*Source material:*
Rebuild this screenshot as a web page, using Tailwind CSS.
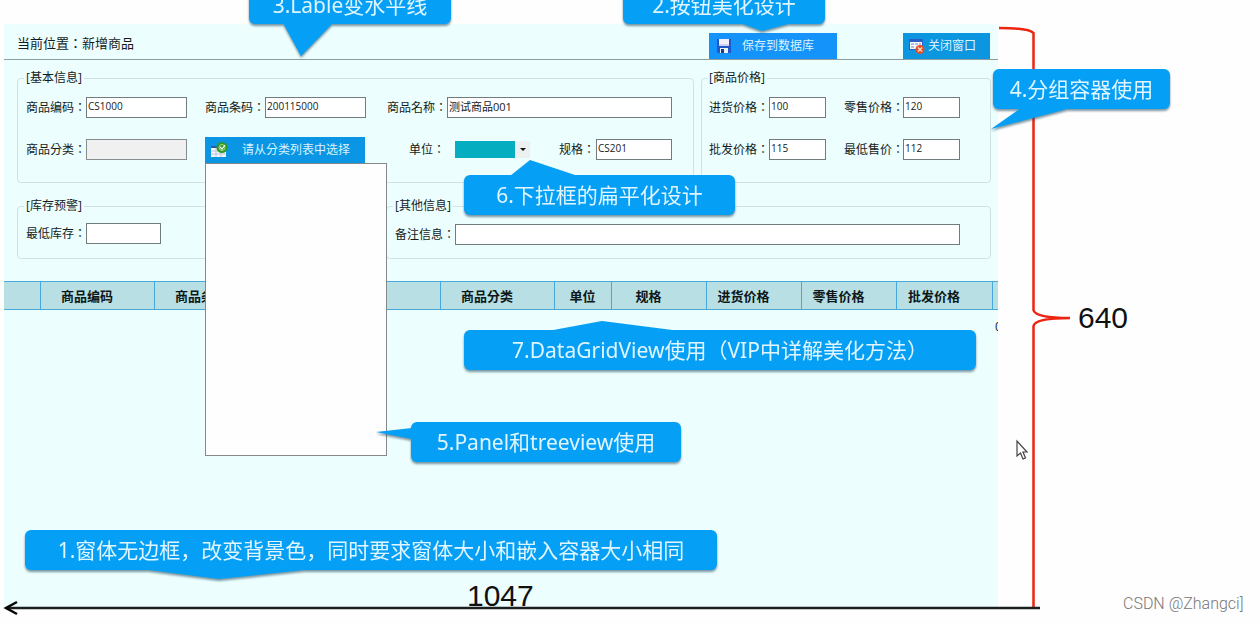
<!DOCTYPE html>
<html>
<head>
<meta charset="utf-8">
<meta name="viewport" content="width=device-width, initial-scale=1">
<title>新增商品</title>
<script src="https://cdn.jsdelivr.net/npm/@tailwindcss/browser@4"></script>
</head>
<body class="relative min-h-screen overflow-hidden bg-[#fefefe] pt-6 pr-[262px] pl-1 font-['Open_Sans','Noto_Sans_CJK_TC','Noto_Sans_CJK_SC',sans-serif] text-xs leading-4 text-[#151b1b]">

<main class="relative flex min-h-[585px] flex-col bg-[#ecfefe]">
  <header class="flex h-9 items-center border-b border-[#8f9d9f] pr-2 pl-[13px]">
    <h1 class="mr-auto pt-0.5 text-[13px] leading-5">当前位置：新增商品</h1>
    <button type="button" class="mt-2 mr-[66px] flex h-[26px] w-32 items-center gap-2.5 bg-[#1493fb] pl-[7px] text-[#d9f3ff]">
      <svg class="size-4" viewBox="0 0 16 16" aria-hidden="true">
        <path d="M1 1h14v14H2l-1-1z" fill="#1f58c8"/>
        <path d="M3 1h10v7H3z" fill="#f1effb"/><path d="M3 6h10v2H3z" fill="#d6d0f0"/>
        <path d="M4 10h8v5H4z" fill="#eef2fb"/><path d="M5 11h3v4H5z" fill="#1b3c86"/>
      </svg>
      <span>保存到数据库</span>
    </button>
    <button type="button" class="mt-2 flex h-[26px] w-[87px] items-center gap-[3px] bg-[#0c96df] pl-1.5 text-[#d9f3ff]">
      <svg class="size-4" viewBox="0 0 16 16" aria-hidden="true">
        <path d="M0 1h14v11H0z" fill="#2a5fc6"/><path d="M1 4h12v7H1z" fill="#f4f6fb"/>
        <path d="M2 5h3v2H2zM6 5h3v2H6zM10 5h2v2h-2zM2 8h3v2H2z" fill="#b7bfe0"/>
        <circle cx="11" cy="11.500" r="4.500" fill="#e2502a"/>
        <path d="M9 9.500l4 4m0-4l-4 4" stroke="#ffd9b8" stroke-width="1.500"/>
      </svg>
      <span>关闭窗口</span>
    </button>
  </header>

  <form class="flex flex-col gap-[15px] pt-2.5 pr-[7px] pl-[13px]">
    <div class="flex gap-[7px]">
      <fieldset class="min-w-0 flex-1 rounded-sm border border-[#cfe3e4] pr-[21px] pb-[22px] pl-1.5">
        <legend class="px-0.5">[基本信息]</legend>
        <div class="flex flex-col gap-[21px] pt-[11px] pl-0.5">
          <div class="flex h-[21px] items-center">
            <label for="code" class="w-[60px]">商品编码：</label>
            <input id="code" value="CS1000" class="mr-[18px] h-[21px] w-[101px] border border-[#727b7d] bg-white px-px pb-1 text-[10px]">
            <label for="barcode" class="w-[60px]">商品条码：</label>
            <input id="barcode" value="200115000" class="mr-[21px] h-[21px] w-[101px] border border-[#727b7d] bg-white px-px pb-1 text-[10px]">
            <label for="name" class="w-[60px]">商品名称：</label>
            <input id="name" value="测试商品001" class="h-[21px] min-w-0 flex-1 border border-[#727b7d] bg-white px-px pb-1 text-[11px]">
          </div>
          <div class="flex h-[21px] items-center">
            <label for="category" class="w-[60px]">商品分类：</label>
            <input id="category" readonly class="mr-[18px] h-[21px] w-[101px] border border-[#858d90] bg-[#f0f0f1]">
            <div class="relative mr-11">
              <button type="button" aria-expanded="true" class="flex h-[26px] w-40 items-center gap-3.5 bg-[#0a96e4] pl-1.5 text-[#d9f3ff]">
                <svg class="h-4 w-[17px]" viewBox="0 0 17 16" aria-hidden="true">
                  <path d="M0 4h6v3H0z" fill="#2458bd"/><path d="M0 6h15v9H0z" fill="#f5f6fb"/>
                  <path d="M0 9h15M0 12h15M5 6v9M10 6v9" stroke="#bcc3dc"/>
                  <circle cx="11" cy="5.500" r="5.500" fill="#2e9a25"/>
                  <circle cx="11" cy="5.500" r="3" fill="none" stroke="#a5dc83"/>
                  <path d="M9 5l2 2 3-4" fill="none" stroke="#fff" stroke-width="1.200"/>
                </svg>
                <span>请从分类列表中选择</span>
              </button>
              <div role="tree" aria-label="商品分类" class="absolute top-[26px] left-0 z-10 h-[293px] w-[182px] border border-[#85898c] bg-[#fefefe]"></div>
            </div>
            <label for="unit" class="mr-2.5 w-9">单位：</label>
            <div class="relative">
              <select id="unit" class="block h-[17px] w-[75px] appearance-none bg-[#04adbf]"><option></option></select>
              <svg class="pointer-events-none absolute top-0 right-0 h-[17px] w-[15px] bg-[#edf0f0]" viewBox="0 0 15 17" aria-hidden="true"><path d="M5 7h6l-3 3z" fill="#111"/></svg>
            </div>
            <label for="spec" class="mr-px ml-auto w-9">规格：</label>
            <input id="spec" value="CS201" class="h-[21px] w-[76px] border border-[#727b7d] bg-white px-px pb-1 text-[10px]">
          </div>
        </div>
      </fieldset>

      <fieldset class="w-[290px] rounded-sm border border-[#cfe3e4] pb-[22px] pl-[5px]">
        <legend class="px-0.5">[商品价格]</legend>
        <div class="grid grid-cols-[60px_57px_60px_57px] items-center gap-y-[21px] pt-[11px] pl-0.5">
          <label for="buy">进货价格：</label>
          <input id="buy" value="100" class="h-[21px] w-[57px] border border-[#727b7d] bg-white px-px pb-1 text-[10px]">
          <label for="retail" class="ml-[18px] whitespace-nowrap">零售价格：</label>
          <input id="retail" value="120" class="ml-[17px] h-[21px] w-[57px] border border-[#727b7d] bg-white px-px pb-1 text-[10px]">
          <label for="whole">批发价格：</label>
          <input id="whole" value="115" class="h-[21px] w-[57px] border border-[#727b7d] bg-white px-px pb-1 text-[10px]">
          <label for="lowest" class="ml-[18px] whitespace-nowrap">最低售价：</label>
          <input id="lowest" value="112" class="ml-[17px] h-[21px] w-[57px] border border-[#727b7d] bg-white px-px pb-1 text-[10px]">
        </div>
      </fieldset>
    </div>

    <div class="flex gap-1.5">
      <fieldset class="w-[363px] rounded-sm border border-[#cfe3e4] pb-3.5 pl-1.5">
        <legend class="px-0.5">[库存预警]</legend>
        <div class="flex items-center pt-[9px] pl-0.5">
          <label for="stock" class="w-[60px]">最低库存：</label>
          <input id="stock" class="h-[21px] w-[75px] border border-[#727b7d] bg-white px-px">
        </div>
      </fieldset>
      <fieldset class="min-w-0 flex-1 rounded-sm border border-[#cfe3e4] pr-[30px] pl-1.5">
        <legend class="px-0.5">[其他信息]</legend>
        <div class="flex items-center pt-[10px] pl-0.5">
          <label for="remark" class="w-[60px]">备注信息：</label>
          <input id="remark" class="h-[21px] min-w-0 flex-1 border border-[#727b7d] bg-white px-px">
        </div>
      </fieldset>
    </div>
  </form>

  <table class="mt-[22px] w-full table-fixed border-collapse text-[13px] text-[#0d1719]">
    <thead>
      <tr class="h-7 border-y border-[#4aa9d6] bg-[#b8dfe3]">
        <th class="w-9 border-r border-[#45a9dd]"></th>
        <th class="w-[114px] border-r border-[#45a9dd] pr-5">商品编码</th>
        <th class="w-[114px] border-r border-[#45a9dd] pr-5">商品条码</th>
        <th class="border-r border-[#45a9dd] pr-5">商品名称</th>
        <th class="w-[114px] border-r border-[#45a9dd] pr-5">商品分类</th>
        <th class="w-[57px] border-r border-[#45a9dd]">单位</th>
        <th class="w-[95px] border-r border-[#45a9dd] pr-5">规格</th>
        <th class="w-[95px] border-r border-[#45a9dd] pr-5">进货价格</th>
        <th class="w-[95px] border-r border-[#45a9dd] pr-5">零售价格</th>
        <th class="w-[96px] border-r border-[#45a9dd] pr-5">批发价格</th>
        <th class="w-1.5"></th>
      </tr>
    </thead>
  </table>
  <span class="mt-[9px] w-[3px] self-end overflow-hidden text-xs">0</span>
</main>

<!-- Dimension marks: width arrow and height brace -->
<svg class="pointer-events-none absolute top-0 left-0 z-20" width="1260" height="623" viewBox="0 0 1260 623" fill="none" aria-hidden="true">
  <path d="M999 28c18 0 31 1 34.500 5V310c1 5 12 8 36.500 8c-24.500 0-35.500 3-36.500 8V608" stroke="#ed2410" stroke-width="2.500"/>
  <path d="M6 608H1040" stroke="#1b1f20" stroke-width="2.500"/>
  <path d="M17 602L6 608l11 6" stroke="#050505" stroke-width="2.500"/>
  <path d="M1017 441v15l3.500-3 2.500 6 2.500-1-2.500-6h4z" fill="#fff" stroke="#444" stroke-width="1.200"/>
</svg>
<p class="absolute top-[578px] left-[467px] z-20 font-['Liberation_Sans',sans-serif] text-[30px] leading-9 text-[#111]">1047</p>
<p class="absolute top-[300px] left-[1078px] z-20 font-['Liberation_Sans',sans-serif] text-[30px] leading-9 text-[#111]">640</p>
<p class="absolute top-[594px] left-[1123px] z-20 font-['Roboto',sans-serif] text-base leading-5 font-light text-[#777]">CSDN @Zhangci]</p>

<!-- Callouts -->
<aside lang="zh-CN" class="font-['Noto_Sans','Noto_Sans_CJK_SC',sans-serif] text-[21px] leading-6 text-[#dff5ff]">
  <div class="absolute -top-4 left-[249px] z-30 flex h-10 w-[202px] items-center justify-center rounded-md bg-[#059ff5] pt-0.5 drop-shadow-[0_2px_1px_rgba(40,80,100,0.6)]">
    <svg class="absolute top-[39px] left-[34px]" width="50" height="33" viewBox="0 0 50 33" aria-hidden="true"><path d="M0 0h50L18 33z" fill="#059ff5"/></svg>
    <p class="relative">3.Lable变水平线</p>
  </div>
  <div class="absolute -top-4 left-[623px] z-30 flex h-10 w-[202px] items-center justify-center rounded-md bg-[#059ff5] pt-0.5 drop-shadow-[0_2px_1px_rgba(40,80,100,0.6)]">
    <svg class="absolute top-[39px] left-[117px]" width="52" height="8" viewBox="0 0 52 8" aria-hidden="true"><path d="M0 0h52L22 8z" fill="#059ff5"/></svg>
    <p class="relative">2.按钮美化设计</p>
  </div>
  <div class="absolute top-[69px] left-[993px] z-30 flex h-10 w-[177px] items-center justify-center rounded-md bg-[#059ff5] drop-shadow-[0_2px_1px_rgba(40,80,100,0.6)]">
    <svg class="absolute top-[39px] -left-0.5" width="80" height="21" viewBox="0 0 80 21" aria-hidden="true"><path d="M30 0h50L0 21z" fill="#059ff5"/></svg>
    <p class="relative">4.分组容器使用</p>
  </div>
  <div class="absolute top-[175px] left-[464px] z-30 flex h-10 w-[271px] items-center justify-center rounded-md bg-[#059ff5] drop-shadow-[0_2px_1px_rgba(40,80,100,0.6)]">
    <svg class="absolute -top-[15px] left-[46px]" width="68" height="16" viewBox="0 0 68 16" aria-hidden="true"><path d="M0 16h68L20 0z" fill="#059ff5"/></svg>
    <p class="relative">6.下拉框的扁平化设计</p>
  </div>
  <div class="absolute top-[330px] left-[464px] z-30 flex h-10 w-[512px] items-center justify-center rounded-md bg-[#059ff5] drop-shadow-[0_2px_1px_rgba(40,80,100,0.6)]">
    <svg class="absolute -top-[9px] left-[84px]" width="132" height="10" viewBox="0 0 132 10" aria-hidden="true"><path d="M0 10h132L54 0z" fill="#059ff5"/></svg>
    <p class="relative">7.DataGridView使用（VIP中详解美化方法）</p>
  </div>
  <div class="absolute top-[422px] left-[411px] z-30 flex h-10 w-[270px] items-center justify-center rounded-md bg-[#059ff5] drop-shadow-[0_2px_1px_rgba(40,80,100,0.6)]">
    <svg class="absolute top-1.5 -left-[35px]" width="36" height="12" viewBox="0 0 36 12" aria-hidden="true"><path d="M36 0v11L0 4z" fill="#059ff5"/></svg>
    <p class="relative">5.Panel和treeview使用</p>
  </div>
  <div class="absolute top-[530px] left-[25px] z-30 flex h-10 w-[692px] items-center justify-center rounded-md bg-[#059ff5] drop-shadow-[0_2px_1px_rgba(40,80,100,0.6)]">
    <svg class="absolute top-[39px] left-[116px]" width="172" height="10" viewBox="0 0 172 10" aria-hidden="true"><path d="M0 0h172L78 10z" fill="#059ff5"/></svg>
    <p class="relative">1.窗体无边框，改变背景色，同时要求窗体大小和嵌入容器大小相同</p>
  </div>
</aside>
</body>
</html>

*Your task:*
From the first line of the material down to the line containing "min-h-screen overflow-hidden bg-[#fefefe]", inclusive, return each line exactly, skipping any picture.

*The response:*
Rebuild this screenshot as a web page, using Tailwind CSS.
<!DOCTYPE html>
<html>
<head>
<meta charset="utf-8">
<meta name="viewport" content="width=device-width, initial-scale=1">
<title>新增商品</title>
<script src="https://cdn.jsdelivr.net/npm/@tailwindcss/browser@4"></script>
</head>
<body class="relative min-h-screen overflow-hidden bg-[#fefefe] pt-6 pr-[262px] pl-1 font-['Open_Sans','Noto_Sans_CJK_TC','Noto_Sans_CJK_SC',sans-serif] text-xs leading-4 text-[#151b1b]">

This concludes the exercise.